Practicing Compassion

March 5, 2017

 

"Be kind, for everyone you meet is fighting a hard battle."                                                                                  -Plato

 

One thing I have observed while trying to practice compassion is that it gets easier the more you do it. While I am periodically asked for change and usually don't carry any, the last time someone approached me, I was on my way into the grocery store and told him that if he would be in the area, I would bring him something back out. Sure enough, he was waiting outside and took the sandwich I had bought him. Several others then made their way towards me as I loaded my car.

 

For a time, I kept ziploc bags filled with snacks in my car in the event that someone asked. When I offered them I was refused. Maybe it was patronizing to offer an adult a bag of snacks better suited for the playground. I'm not sure because I've never had to beg for food.

 

While I have heard many people say it's a poor idea to give money because it might end up doing more harm than good (for drugs or alcohol), it seems to me that the outcome is not my responsibility as much as simply being willing to help someone who asks for it. A dollar or two won't make a tremendous difference to me financially but it might to the person having a warm coffee on a cold winter day. 

 

The following story is shared from Bringing Yoga to Life by Donna Farhi:

 

"I well remember the growing sense of frustration and annoyance at the homeless people I often found outside my apartment steps when I lived in San Francisco.

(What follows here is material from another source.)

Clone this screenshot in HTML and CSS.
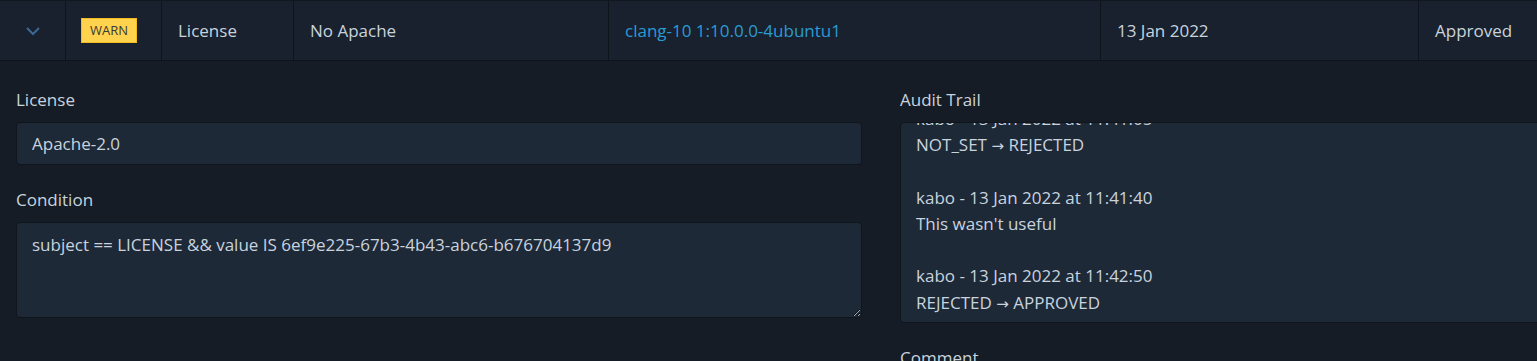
FILE: index.html
```html
<!DOCTYPE html>
<html lang="en">
<head>
<meta charset="utf-8">
<title>Violation</title>
<link rel="stylesheet" href="styles.css">
</head>
<body>
<div class="row">
  <div class="cell cell-toggle">
    <svg class="chevron" width="16" height="10" viewBox="0 0 16 10"><path d="M2 2 L8 8 L14 2" fill="none" stroke="#3d6893" stroke-width="2"/></svg>
  </div>
  <div class="cell cell-sev"><span class="badge">WARN</span></div>
  <div class="cell cell-type">License</div>
  <div class="cell cell-rule">No Apache</div>
  <div class="cell cell-pkg"><a class="link" href="#">clang-10 1:10.0.0-4ubuntu1</a></div>
  <div class="cell cell-date">13 Jan 2022</div>
  <div class="cell cell-status">Approved</div>
</div>
<div class="detail">
  <div class="col">
    <div class="field">
      <label class="label">License</label>
      <input class="input" type="text" value="Apache-2.0" readonly>
    </div>
    <div class="field">
      <label class="label">Condition</label>
      <textarea class="textarea" readonly>subject == LICENSE &amp;&amp; value IS 6ef9e225-67b3-4b43-abc6-b676704137d9</textarea>
    </div>
  </div>
  <div class="col">
    <div class="field">
      <label class="label">Audit Trail</label>
      <div class="audit"><div class="audit-text">kabo - 13 Jan 2022 at 11:41:05
NOT_SET <span class="arrow">→</span> REJECTED

kabo - 13 Jan 2022 at 11:41:40
This wasn't useful

kabo - 13 Jan 2022 at 11:42:50
REJECTED <span class="arrow">→</span> APPROVED</div></div>
    </div>
    <div class="field">
      <label class="label">Comment</label>
    </div>
  </div>
</div>
</body>
</html>
```

FILE: styles.css
```css
html, body {
  margin: 0;
  padding: 0;
  background: #151c25;
  overflow: hidden;
}
body {
  font-family: "Open Sans", "Noto Sans", sans-serif;
  font-size: 17px;
  color: #c8d3de;
  width: 1800px;
}
.row {
  display: flex;
  background: #18212d;
  border-top: 1px solid #10171f;
  border-bottom: 1px solid #0d141b;
  box-sizing: border-box;
  height: 61px;
}
.cell {
  box-sizing: border-box;
  border-right: 1px solid #0d141b;
  display: flex;
  align-items: center;
  padding: 0 16px;
  white-space: nowrap;
}
.cell-toggle { width: 66px; justify-content: center; padding: 0; }
.cell-sev { width: 96px; padding: 0 0 0 15px; }
.cell-type { width: 132px; }
.cell-rule { width: 315px; }
.cell-pkg { width: 492px; }
.cell-date { width: 318px; }
.cell-status { flex: 1; border-right: none; }
.chevron { display: block; }
.badge {
  display: inline-block;
  box-sizing: border-box;
  background: #ffd34e;
  border: 1px solid #f2bd1d;
  color: #3c3a36;
  font-size: 13px;
  line-height: 23px;
  height: 25px;
  width: 56px;
  text-align: center;
}
.link { color: #2a9bd5; text-decoration: none; }
.detail {
  display: grid;
  grid-template-columns: 846px 846px;
  column-gap: 38px;
  padding: 28px 16px 0;
}
.col { display: flex; flex-direction: column; gap: 24px; }
.field { display: flex; flex-direction: column; gap: 11px; }
.label { line-height: 22px; color: #c8d3de; }
.input, .textarea, .audit {
  box-sizing: border-box;
  background: #1e2938;
  border: 1px solid #0f151c;
  border-radius: 4px;
  color: #c8d3de;
  font: inherit;
  padding: 0 15px;
  width: 100%;
  color-scheme: dark;
}
.input { height: 43px; outline: none; }
.textarea {
  height: 96px;
  line-height: 26px;
  padding-top: 9px;
  resize: vertical;
  outline: none;
}
.audit {
  height: 201px;
  overflow: hidden;
  display: flex;
  flex-direction: column;
  justify-content: flex-end;
  padding-bottom: 6px;
}
.audit-text { white-space: pre-line; line-height: 26.3px; }
.arrow { font-family: "DejaVu Sans", sans-serif; font-size: 15px; line-height: 1; }
```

Frequently they urinated in the entryways or left the steps littered with bottles and stacks of filthy garbage. I felt threatened by being asked for money and repulsed by the smell of unwashed bodies. After a while I became very fearful of looking a homeless person in the eye or even acknowledging a friendly hello. Then one morning I came upon a sad old man sitting on the steps who asked me for some money. I forced myself to take a good look at him and to meet his gaze and then reflexively walked away. But as I walked away, I could not shake the thought that this man looked like my father. Perhaps he was someone else's father. Perhaps he had been my father in a past life. Without thinking, I walked back to the steps and emptied my change purse in front of his widening eyes. After that day, I decided to work one night a week at a homeless shelter, as much to relieve my own sense of impotence as to help others."

 

Suffering is something that all human beings share, regardless of where we come from. When we shift the focus from ourselves to thinking about others as having similar hopes, dreams, fear and worries, we begin to see the sameness and even the goodness in others rather than the separateness.